Case ID: br_510/html/0446-01.html
Source: Caselaw Access Project
Author: {"author": "JOAN N. FEENEY, Bankruptcy Judge.", "license": "Public Domain", "url": "https://static.case.law/"}
Date Created: 2024-08-24T03:29:51.129683

In re DUPLICATION MANAGEMENT INCORPORATED, Debtor.
    No. 10-17015-JNF.
    United States Bankruptcy Court, D. Massachusetts.
    Signed May 7, 2014.
    
      John F. Davis, Beverly, MA, for Debtor.
   MEMORANDUM

JOAN N. FEENEY, Bankruptcy Judge.

I. INTRODUCTION

The matter before the Court is the First and Final Application Seeking Approval of Compensation for Fees and Reimbursement of Expenses filed by Attorney Thomas O. Bean (“Attorney Bean”) and his firm Verrill Dana LLP (the “Firm”). Michael E. Jenoski (“Jenoski”), the former principal of Duplication Management Incorporated (the “Debtor”) filed an Objection. The Court heard the Application and the Objection on March 25, 2014 and took the matter under advisement.

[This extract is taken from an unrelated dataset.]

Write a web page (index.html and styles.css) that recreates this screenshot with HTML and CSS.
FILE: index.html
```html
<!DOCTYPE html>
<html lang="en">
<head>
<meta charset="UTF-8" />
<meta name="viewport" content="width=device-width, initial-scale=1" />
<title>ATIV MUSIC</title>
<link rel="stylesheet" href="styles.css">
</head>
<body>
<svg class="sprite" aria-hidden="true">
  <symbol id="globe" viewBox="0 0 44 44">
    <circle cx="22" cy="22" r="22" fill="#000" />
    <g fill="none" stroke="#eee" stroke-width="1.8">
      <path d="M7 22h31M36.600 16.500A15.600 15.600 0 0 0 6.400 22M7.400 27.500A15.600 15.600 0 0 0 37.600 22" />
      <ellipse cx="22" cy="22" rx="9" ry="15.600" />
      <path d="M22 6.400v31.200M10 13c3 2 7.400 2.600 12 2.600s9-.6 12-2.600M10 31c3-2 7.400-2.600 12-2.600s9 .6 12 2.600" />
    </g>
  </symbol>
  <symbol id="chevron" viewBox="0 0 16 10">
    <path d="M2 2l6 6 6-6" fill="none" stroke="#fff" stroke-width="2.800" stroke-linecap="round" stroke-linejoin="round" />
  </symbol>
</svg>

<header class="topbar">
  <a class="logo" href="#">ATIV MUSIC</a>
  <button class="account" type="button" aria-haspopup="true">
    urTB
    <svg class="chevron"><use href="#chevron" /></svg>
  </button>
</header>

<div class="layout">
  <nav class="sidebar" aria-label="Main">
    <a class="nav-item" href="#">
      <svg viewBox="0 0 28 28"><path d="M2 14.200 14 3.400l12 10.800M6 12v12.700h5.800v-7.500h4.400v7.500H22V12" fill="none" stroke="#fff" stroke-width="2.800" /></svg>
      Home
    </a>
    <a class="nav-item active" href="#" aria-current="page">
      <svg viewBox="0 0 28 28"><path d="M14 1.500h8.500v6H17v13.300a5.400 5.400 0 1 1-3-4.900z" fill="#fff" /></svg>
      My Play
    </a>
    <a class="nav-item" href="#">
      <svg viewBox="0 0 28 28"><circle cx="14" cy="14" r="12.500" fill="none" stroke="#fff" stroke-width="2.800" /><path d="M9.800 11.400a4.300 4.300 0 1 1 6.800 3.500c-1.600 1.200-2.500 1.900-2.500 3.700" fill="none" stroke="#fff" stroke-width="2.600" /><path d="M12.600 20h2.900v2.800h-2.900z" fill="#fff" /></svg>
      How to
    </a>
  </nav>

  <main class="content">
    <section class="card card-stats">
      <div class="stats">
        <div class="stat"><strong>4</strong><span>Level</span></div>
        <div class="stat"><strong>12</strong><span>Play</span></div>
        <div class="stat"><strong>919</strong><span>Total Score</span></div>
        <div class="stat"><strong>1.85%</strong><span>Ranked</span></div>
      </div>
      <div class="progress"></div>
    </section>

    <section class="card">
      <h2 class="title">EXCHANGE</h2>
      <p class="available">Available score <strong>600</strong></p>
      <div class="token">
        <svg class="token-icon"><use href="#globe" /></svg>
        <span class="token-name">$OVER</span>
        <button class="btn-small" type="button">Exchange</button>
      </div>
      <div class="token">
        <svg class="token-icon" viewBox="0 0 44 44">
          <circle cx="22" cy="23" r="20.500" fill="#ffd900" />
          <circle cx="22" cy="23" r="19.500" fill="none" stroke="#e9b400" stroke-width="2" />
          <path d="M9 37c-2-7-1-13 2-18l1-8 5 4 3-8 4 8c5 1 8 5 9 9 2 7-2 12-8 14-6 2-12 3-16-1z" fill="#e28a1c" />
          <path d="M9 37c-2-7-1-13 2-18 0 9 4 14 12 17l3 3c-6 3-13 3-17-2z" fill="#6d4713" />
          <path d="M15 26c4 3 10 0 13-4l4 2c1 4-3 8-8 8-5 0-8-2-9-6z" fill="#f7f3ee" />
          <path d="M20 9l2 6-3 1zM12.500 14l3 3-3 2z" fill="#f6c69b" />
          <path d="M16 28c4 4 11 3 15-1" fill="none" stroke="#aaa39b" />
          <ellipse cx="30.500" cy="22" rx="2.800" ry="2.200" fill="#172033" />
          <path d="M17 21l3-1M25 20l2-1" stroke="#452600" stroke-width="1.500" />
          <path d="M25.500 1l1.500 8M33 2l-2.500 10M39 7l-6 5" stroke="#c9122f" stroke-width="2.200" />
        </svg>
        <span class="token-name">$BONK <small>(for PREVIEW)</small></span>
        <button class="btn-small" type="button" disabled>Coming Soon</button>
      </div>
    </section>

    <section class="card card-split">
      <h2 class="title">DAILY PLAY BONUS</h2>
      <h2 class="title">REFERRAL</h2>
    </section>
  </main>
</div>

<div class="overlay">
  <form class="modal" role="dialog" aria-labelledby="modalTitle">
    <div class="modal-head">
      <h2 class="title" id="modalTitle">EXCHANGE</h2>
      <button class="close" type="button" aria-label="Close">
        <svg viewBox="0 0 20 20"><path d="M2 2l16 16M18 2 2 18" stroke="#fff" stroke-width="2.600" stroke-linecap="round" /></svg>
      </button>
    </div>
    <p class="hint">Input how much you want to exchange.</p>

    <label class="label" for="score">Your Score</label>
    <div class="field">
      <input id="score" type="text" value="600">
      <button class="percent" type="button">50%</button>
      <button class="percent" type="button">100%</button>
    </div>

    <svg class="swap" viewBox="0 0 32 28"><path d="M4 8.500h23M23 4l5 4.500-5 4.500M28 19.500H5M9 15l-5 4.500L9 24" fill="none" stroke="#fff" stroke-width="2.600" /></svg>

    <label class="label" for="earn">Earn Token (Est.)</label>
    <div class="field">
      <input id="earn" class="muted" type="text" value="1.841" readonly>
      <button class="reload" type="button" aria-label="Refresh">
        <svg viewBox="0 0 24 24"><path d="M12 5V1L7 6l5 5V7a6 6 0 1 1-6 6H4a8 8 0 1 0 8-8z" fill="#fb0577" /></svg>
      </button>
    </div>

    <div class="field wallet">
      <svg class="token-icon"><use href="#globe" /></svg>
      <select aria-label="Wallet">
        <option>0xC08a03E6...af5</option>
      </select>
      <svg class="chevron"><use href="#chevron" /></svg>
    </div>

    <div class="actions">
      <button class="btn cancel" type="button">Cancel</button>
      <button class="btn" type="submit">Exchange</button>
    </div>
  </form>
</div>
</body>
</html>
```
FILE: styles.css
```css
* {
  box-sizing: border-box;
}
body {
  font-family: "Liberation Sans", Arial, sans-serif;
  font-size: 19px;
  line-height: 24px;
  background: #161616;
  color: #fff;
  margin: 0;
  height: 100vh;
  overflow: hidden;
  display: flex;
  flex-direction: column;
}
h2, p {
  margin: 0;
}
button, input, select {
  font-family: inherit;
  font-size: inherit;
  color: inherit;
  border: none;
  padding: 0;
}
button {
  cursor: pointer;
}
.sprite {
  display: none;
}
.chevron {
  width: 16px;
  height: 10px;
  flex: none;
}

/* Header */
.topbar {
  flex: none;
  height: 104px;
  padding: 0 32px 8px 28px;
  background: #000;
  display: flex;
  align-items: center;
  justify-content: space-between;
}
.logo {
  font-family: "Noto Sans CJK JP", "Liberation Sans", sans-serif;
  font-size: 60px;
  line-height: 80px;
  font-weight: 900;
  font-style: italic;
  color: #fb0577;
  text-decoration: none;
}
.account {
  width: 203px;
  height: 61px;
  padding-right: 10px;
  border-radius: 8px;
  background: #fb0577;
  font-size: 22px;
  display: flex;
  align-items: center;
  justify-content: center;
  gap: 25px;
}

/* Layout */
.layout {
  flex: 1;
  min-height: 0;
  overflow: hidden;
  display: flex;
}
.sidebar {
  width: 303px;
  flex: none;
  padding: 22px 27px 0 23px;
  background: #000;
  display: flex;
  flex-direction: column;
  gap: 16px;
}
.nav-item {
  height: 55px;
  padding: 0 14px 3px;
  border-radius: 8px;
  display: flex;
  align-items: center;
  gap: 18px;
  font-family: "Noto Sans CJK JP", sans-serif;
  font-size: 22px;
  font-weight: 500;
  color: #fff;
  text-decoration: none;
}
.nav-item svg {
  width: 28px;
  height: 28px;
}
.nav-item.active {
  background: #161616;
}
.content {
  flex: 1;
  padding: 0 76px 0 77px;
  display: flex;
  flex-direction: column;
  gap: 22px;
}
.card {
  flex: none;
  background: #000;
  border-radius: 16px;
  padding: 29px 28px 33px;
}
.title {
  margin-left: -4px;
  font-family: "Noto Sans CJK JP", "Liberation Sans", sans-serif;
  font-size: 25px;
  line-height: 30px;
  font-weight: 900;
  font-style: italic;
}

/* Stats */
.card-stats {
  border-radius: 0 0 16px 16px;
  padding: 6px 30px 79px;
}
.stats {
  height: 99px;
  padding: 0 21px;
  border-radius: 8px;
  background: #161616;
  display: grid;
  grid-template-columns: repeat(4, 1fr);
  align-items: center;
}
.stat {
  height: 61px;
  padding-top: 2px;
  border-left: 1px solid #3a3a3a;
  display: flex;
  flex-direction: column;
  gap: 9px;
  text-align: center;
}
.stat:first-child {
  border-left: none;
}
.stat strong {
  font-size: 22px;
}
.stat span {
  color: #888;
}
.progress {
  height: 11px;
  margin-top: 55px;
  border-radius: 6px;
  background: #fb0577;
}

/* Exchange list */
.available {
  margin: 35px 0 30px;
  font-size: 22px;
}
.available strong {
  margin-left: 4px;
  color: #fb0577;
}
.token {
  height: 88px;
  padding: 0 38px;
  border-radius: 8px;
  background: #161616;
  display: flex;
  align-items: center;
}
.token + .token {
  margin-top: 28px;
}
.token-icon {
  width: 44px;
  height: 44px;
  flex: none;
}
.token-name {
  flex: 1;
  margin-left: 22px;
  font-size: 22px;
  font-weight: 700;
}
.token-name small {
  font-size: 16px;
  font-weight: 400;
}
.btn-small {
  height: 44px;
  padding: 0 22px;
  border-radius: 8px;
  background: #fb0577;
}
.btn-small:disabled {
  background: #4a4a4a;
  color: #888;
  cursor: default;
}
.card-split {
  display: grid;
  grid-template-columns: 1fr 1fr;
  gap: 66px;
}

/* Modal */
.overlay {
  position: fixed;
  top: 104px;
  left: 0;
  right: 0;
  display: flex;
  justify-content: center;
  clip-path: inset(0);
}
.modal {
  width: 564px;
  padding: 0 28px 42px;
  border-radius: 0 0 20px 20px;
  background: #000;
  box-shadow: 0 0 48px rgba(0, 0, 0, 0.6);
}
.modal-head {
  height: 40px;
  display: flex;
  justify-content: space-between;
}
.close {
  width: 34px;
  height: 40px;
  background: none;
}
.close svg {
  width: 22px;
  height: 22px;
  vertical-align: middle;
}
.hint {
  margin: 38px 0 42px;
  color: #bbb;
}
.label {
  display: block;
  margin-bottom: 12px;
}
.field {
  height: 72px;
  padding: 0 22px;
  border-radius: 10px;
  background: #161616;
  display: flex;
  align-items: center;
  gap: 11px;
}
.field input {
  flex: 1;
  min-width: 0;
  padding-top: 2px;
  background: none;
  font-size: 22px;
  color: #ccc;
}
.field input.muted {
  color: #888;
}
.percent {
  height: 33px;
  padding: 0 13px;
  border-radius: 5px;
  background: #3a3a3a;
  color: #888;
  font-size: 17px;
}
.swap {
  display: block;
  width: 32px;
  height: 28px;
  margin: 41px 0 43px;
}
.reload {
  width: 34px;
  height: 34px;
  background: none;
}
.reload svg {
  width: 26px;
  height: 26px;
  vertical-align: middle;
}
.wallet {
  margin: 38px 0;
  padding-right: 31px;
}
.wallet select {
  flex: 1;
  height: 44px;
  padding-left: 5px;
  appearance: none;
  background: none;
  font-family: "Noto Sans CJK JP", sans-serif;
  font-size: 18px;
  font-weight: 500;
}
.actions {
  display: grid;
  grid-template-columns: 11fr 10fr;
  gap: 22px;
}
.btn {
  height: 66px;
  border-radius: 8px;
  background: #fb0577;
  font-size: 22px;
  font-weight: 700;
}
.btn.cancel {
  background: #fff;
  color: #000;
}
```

The issues presented include: 1) whether, despite authorization to employ the Firm on a contingency basis, the Court should award the Firm compensation different from the compensation provided in the employment application because the Firm has established that the “terms and conditions prove to have been improvident in light of developments not capable of being anticipated at the time of the fixing of such terms and conditions,” see 11 U.S.C. § 328(a); and 2) whether the Court should add to the amount subject to the 33]é% contingency the amounts that the Trustee potentially could have recovered from the Jenoski and others, or the value of the waiver of any claims under 11 U.S.C. 502(h) of certain defendants in an adversary proceeding commenced by the Chapter 7 Trustee.

The material facts necessary to resolve the issues are not in dispute and none of the parties requested an evidentiary hearing. Accordingly, the Court finds and rules as follows.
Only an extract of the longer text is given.